To prove that $\displaystyle \frac {d}{dt} \int^{b}_{a} f(x,t) \ dx = \int^{b}_{a} \frac{d}{dt} f(x,t) \ dx $ at $\displaystyle t=t_{0} $

is it sufficient to show that $\displaystyle f(x,t)$ and $\displaystyle \frac{d}{dt}f(x,t)$ are continous for $\displaystyle x$ in the range of integration and for $\displaystyle t$ in a interval about $\displaystyle t_{0} $? And if you want to differentiate under the integral sign multiple times, is it sufficient to show that each derivative of $\displaystyle f(x,y) $ is continous for $\displaystyle x$ in the range of intergration and for $\displaystyle t $ in a interval about $\displaystyle t_{0}$?
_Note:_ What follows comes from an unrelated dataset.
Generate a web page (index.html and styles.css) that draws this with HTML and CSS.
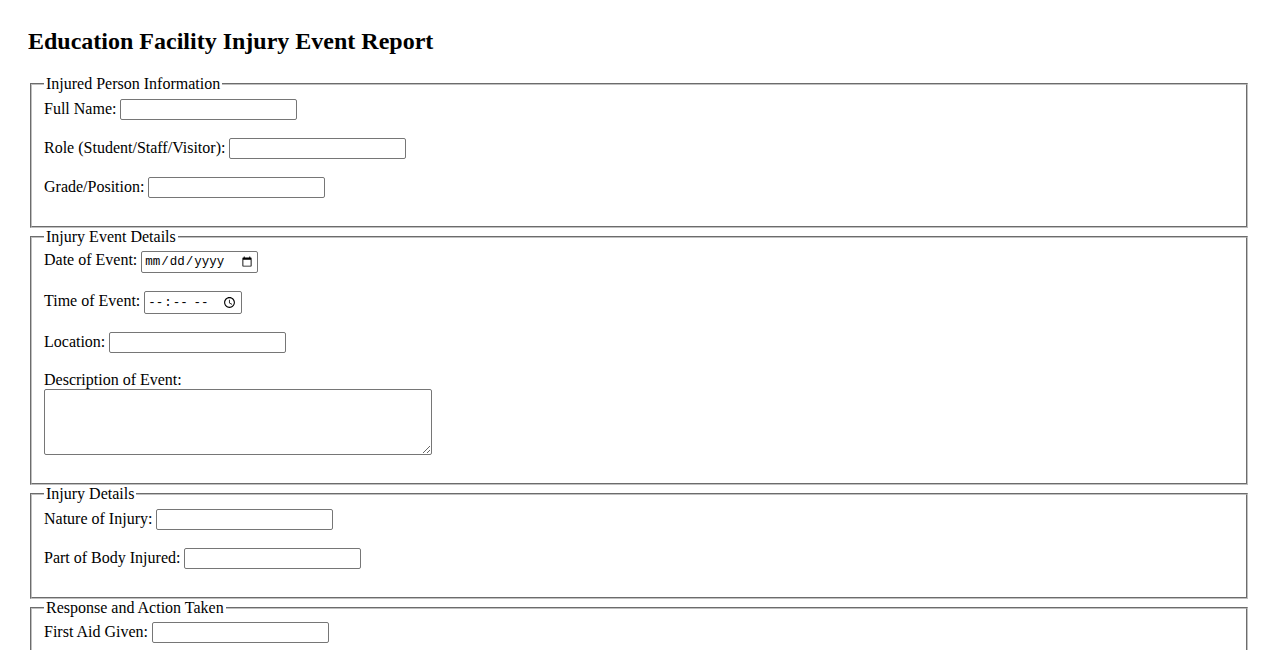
FILE: index.html
```html
<!DOCTYPE html>
<html lang="en">
<head>
<meta charset="utf-8">
<title>Education Facility Injury Event Report</title>
<link rel="stylesheet" href="styles.css">
</head>
<body>
<h2 class="title">Education Facility Injury Event Report</h2>
<form class="report">
  <fieldset class="section">
    <legend class="section-legend">Injured Person Information</legend>
    <div class="row"><label for="fullName">Full Name:</label> <input class="text" type="text" id="fullName"></div>
    <div class="row"><label for="role">Role (Student/Staff/Visitor):</label> <input class="text" type="text" id="role"></div>
    <div class="row"><label for="grade">Grade/Position:</label> <input class="text" type="text" id="grade"></div>
  </fieldset>
  <fieldset class="section">
    <legend class="section-legend">Injury Event Details</legend>
    <div class="row"><label for="date">Date of Event:</label> <input class="date" type="date" id="date"></div>
    <div class="row"><label for="time">Time of Event:</label> <input class="time" type="time" id="time"></div>
    <div class="row"><label for="location">Location:</label> <input class="text" type="text" id="location"></div>
    <div class="row"><label for="desc">Description of Event:</label><textarea class="area" id="desc"></textarea></div>
  </fieldset>
  <fieldset class="section">
    <legend class="section-legend">Injury Details</legend>
    <div class="row"><label for="nature">Nature of Injury:</label> <input class="text" type="text" id="nature"></div>
    <div class="row"><label for="part">Part of Body Injured:</label> <input class="text" type="text" id="part"></div>
  </fieldset>
  <fieldset class="section">
    <legend class="section-legend">Response and Action Taken</legend>
    <div class="row"><label for="firstAid">First Aid Given:</label> <input class="text" type="text" id="firstAid"></div>
    <div class="row"><label for="medical">Medical Attention Required:</label> <input class="text" type="text" id="medical"></div>
    <div class="row"><label for="action">Action Taken:</label><textarea class="area" id="action"></textarea></div>
  </fieldset>
</form>
</body>
</html>
```

FILE: styles.css
```css
body {
  margin: 28px;
  font-family: "Liberation Serif", "Times New Roman", serif;
  font-size: 16px;
  color: #000;
  background: #fff;
}
.title {
  font-size: 24px;
  font-weight: bold;
  margin: 0 0 20px;
}
.section {
  margin: 0 2px;
  padding: 5.6px 12px 10px;
  border: 2px groove #c0c0c0;
}
.section-legend {
  padding: 0 2px;
}
.row {
  margin-bottom: 18px;
}
.text {
  box-sizing: border-box;
  width: 177px;
  height: 21px;
  border: 1px solid #767676;
  border-radius: 2px;
  padding: 1px 2px;
  font-family: "Liberation Sans", Arial, sans-serif;
  font-size: 13.33px;
}
.date, .time {
  box-sizing: border-box;
  border: 1px solid #767676;
  border-radius: 2px;
  font-family: "Liberation Mono", "DejaVu Sans Mono", monospace;
  font-size: 12.5px;
  padding: 1px 2px;
}
.date {
  width: 117px;
  height: 22px;
}
.time {
  width: 98px;
  height: 23px;
}
.area {
  display: block;
  box-sizing: border-box;
  width: 388px;
  height: 66px;
  border: 1px solid #767676;
  border-radius: 2px;
  font-size: 13.33px;
}
```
And what about improper integral $\displaystyle \frac {d}{dt} \lim_{b \to \infty} \int^{b}_{a} f(x,t) \ dx $ ?

Is it sufficient to show in addition that $\displaystyle |f(x,t)| $ and $\displaystyle \Big|\frac{d}{dt}f(x,t)\Big|$ are bounded above by functions independent of $\displaystyle t$ and the integrals of both of those functions converge over the interval [a,$\displaystyle \infty) $?